I am very new to C, so please forgive my ignorance.

I am trying to run this program:

int main()
{
    const char *str = "EWEWEWEEW";

    for (int i = 0; i < strlen(str);   i)
    {
        char ch = str[i];
        
        if (strlen(str) != 10) {
            return 0;
        }
    }
        
    return 1;
}

I wanted it so, just like in JS, you can run the program with the string included as a param:

Main would be like this int main(str) and then I would run the program like this:

main("EWEWEWEEW") so it returns either 0 or 1.

How can I achieve this in C?

Thanks

CodePudding user response:

I think I understand what you are asking. You want a program that will return 0 or 1 depending on whether the target string "EWEWEWEEW" is the argument passed to main(). Continuing from my comment above related to main().

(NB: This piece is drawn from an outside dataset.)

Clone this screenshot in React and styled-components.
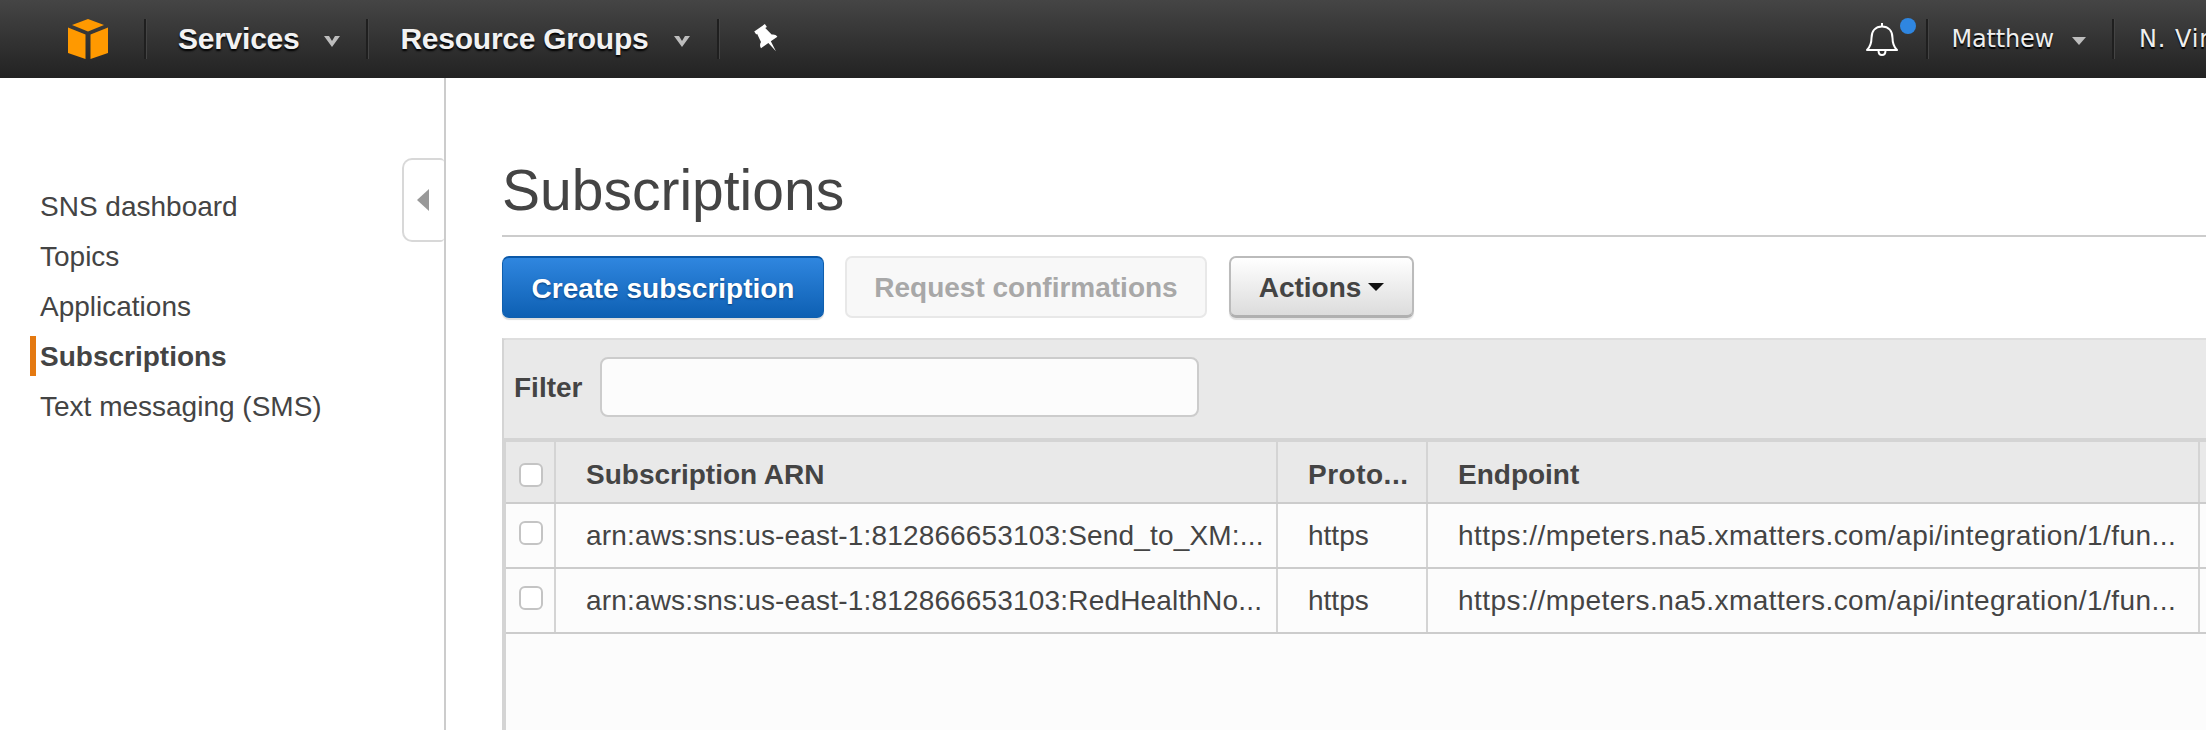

What I understand from the last comment is you just want to test whether a string provided as an argument is the target string. You can do that trivially with strcmp() for the string comparison. You can write your code to return 0 if the argument is provided but not "EWEWEWEEW", return 1 if the argument is "EWEWEWEEW" or return some other value (say 2) if no argument was provided, e.g.

#include <stdio.h>
#include <string.h>

#define TARGET "EWEWEWEEW"

int main (int argc, char **argv) {
  
  if (argc > 1) {
    return strcmp (argv[1], TARGET) == 0;
  }
  
  return 2;
}

strcmp() returns -1 if argv[1] sorts before TARGET, 0 if the strings are equal and 1 if TARGET sorts before argv[1]. By returning the result of the equality strcmp (argv[1], TARGET) == 0 you force a return of 1 (true) if the strings match or 0 if they don't and you don't have to worry about the positive/negative aspect of the strcmp() return.

If you attempt the comparison with strlen() all that tells you is the length of the string. If that is what you want, then use that instead. Understand though, using strlen() that "EWEWEWEEW" and "WEEWEWEWE" will return the same thing.

Compile With Full Warnings Enabled -- Every Time

Always compile with warnings enabled, and do not accept code until it compiles without warning. To enable warnings add -Wall -Wextra -pedantic to your gcc/clang compile string (also consider adding -Wshadow to warn on shadowed variables). For VS (cl.exe on windows), use /W3. All other compilers will have similar options. Read and understand each warning -- then go fix it.

Adding the c11 standard to the compile string, and output the executable named checkstring I used:

$ gcc -Wall -Wextra -pedantic -Wshadow -std=c11 -Ofast -o bin/checkstring checkstring.c

For a DEBUG build, change -Ofast to -g to generate a symbol table for the gdb debugger to read.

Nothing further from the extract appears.